One of the key shareholders in the Portuguese state-owned oil company Galp Energía is Angola's national oil company, Sonangol, which has a strong presence in Equatorial Guinea.

At the same time, Galp Energía wants to fully apply its partnership agreement with LAP (Libya Africa Investment Portfolio) to explore and produce oil and natural gas in Libya, as well as in Equatorial Guinea and other African countries.

The president of Galp Energía, Manuel Ferreira de Oliveira, visited Malabo in February to identify business opportunities, including the distribution of fuel.

But in the race to conquer the market, the three countries are not alone, nor do they even head the list. The United States is the biggest foreign investor in Equatorial Guinea's oil industry, having invested seven billion dollars this year alone.

"The environment is extremely favourable to doing business: there is economic openness, and 15.8 percent growth from 2002 to 2006, but under a totalitarian regime that guarantees a disciplined labour force, as transnational corporations tend to demand," international affairs analyst Augusto Videla told IPS.

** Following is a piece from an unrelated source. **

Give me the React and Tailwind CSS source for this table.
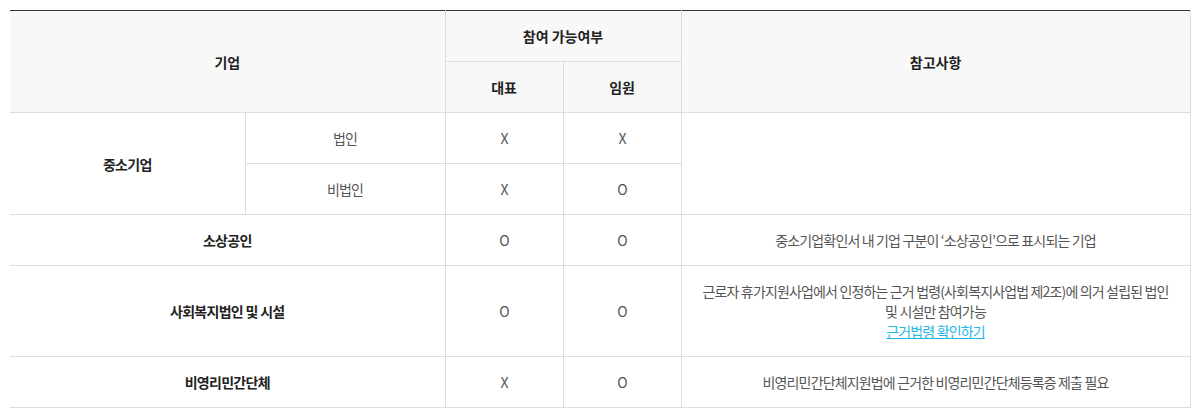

But while the economy is enjoying fast economic growth driven by oil and gas sales, which represent 90 percent of the country's exports, "the country is the victim of immense corruption, with Obiang Nguema's family as the chief culprit, but with the involvement of foreign companies and banks as well, at the same time that the overwhelming majority of the population lives on less than a dollar a day," he added.

Asked why a notorious dictatorship would be accepted as an observer and perhaps full member of the CPLP, the organisation's outgoing executive secretary, Luís Fonseca, told IPS that the Community, "made up of eight democratic members, will exercise its influence to improve the situation."

But Videla is sceptical, saying that "with Obiang Nguema in power, nothing is going to change in Equatorial Guinea, which he considers his personal fiefdom, and which has become of the most closed countries in the world and one of the worst human rights violators, where opposition is not tolerated and freedom of the press is a pipe dream."